C’est une bonne chose qu’on débatte sur la décroissance. Même si la littérature scientifique sur le sujet se développe rapidement, certaines questions ne trouveront de réponses que dans le cadre de délibérations démocratiques. Si la décroissance est sélective, il faudra choisir ce qui va croître et ce qui va décroître et quelle est la responsabilité de chacun•e dans ces changements. Le piège principal de cette discussion est de penser que ‘relancer l’économie’ d’aujourd’hui n’est pas un choix politique. Aujourd’hui aussi, certaines choses croissent (les revenus des ménages les plus aisés, le nombre de millionnaires, la proportion de SUVs dans le parc automobile français, la spéculation financière, les paradis fiscaux, la marchandisation des données personnelles, la précarisation des emplois) et d’autres décroissent (la biodiversité, la probabilité de pouvoir conserver un climat stable, le temps disponible pour produire des choses qui ne se vendent pas). La question de la décroissance n’est pas la question abstraite du plus ou du moins, c’est une discussion complexe sur le type d’économie qui serait plus à même de nous rendre heureux dans un monde où les ressources naturelles se font de plus en plus rares. 
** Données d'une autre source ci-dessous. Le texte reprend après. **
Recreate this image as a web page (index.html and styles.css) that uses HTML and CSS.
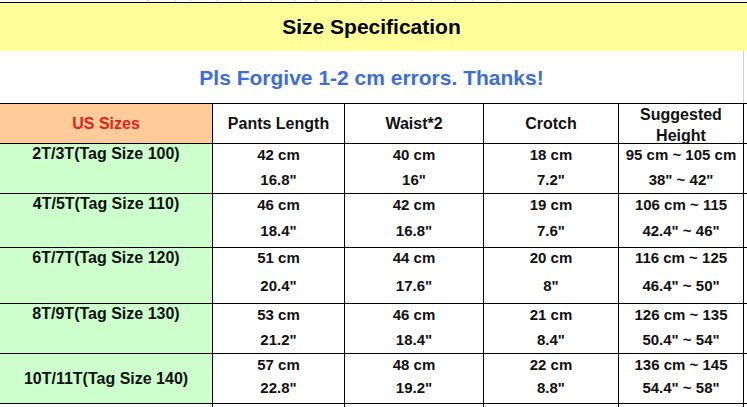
FILE: index.html
```html
<!DOCTYPE html>
<html lang="en">
<head>
<meta charset="utf-8">
<title>Size Specification</title>
<link rel="stylesheet" href="styles.css">
</head>
<body>
<div class="sheet">
  <div class="strip"><span></span><span></span><span></span><span></span><span></span><span></span><span></span><span></span><span></span><span></span><span></span><span></span><span></span><span></span><span></span><span></span></div>
  <div class="title"><span>Size Specification</span></div>
  <div class="notice"><div class="notice-text">Pls Forgive 1-2 cm errors. Thanks!</div></div>

  <div class="table">
    <div class="row head">
      <div class="c us">US Sizes</div>
      <div class="c">Pants Length</div>
      <div class="c">Waist*2</div>
      <div class="c">Crotch</div>
      <div class="c two">Suggested<br>Height</div>
      <div class="c end"></div>
    </div>
    <div class="row r1">
      <div class="c size">2T/3T(Tag Size 100)</div>
      <div class="c"><span>42 cm</span><span>16.8&quot;</span></div>
      <div class="c"><span>40 cm</span><span>16&quot;</span></div>
      <div class="c"><span>18 cm</span><span>7.2&quot;</span></div>
      <div class="c"><span>95 cm ~ 105 cm</span><span>38&quot; ~ 42&quot;</span></div>
      <div class="c end"></div>
    </div>
    <div class="row r2">
      <div class="c size">4T/5T(Tag Size 110)</div>
      <div class="c"><span>46 cm</span><span>18.4&quot;</span></div>
      <div class="c"><span>42 cm</span><span>16.8&quot;</span></div>
      <div class="c"><span>19 cm</span><span>7.6&quot;</span></div>
      <div class="c"><span>106 cm ~ 115</span><span>42.4&quot; ~ 46&quot;</span></div>
      <div class="c end"></div>
    </div>
    <div class="row r3">
      <div class="c size">6T/7T(Tag Size 120)</div>
      <div class="c"><span>51 cm</span><span>20.4&quot;</span></div>
      <div class="c"><span>44 cm</span><span>17.6&quot;</span></div>
      <div class="c"><span>20 cm</span><span>8&quot;</span></div>
      <div class="c"><span>116 cm ~ 125</span><span>46.4&quot; ~ 50&quot;</span></div>
      <div class="c end"></div>
    </div>
    <div class="row r4">
      <div class="c size">8T/9T(Tag Size 130)</div>
      <div class="c"><span>53 cm</span><span>21.2&quot;</span></div>
      <div class="c"><span>46 cm</span><span>18.4&quot;</span></div>
      <div class="c"><span>21 cm</span><span>8.4&quot;</span></div>
      <div class="c"><span>126 cm ~ 135</span><span>50.4&quot; ~ 54&quot;</span></div>
      <div class="c end"></div>
    </div>
    <div class="row r5">
      <div class="c size mid">10T/11T(Tag Size 140)</div>
      <div class="c"><span>57 cm</span><span>22.8&quot;</span></div>
      <div class="c"><span>48 cm</span><span>19.2&quot;</span></div>
      <div class="c"><span>22 cm</span><span>8.8&quot;</span></div>
      <div class="c"><span>136 cm ~ 145</span><span>54.4&quot; ~ 58&quot;</span></div>
      <div class="c end"></div>
    </div>
    <div class="row r6">
      <div class="c"></div>
      <div class="c"></div>
      <div class="c"></div>
      <div class="c"></div>
      <div class="c"></div>
      <div class="c end"></div>
    </div>
  </div>
</div>
</body>
</html>
```
FILE: styles.css
```css
* { box-sizing: border-box; }

body {
  margin: 0;
  background: #fff;
  font-family: "Liberation Sans", Arial, sans-serif;
  font-weight: bold;
  color: #111;
}

.sheet {
  width: 747px;
  height: 407px;
  overflow: hidden;
}

.strip {
  height: 3px;
  border-bottom: 1px solid #000;
  display: grid;
  grid-template-columns: 148px 28px 15px 27px 23px 31px 23px 22px 21px 24px 20px 30px 20px 24px 17px 25px;
}
.strip span { border-right: 1px solid #d6d6d6; }

.title {
  height: 48px;
  background: #ffff99;
  display: flex;
  align-items: center;
  justify-content: center;
  padding-right: 4px;
  font-size: 21px;
  color: #000;
}

.notice {
  height: 52px;
  display: flex;
}
.notice-text {
  width: 744px;
  border-right: 1px solid #cfcfcf;
  display: flex;
  align-items: center;
  justify-content: center;
  padding-top: 1px;
  font-size: 21px;
  color: #3c6dd8;
}

.table { border-top: 1px solid #000; }

.row {
  display: grid;
  grid-template-columns: 213px 132px 139px 135px 125px 1fr;
}
.head { height: 40px; }
.r1 { height: 50px; }
.r2 { height: 54px; }
.r3 { height: 56px; }
.r4 { height: 50px; }
.r5 { height: 50px; }
.r6 { height: 20px; }

.c {
  border-right: 1px solid #000;
  border-bottom: 1px solid #000;
  display: flex;
  flex-direction: column;
  align-items: center;
  font-size: 15px;
  line-height: 18px;
  padding-top: 2px;
  white-space: nowrap;
}
.c.end { border-right: none; }
.r6 .c { border-bottom: none; }

.head .c {
  font-size: 16px;
  line-height: 20px;
  justify-content: center;
  padding-top: 0;
  overflow: hidden;
}
.head .c.two {
  line-height: 21px;
  justify-content: flex-start;
  padding-top: 0;
  text-align: center;
}

.us {
  background: #ffcc99;
  color: #e2211c;
}
.c.size {
  background: #ccffcc;
  font-size: 16px;
  padding-top: 1px;
}
.c.mid { justify-content: center; padding-top: 0; }

.r1 .c { gap: 7px; }
.r2 .c { gap: 8px; }
.r3 .c { gap: 10px; padding-top: 1px; }
.r4 .c { gap: 7px; }
.r5 .c { gap: 5px; }
```
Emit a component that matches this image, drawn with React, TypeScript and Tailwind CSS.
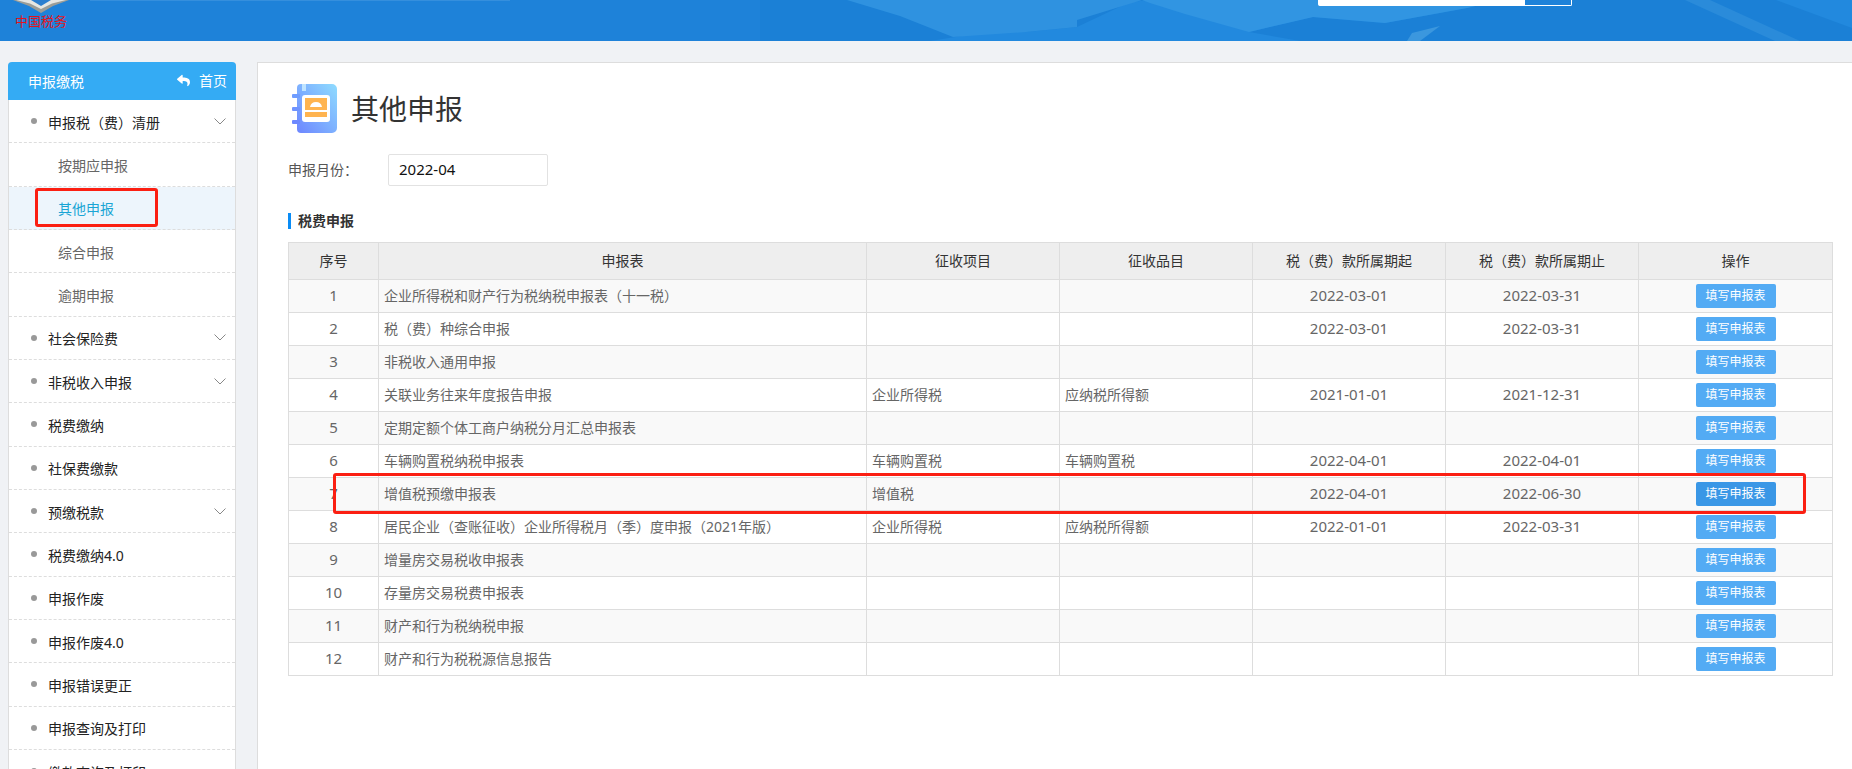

One reply on “Réponse à Bruno Le Maire: Appauvrissement, asservissement, et autres malentendus sur la décroissance”

Salut,
Je ne comprends pas ceci :
“Croissance économique ne rime pas avec richesse si l’agitation des marchés vient mobilisateur temps et effort qui devient dès lors indisponible pour assurer la continuation de toutes ces choses qui sont produites dans l’ombre de la comptabilité nationale.”
Ni :
” Quatrième limite : le PIB ne prend pas en compte les inégalités ; il compte les flux sans regarder leur direction. Mais cette direction a de l’importance, surtout si ce qu’on appelle « croissance économique » devient une mesure de l’enrichissement des plus richesses”
Ni :
“On ne va pas imposer aux gens la façon dont ils vont vivre, dont ils vont circulaires.”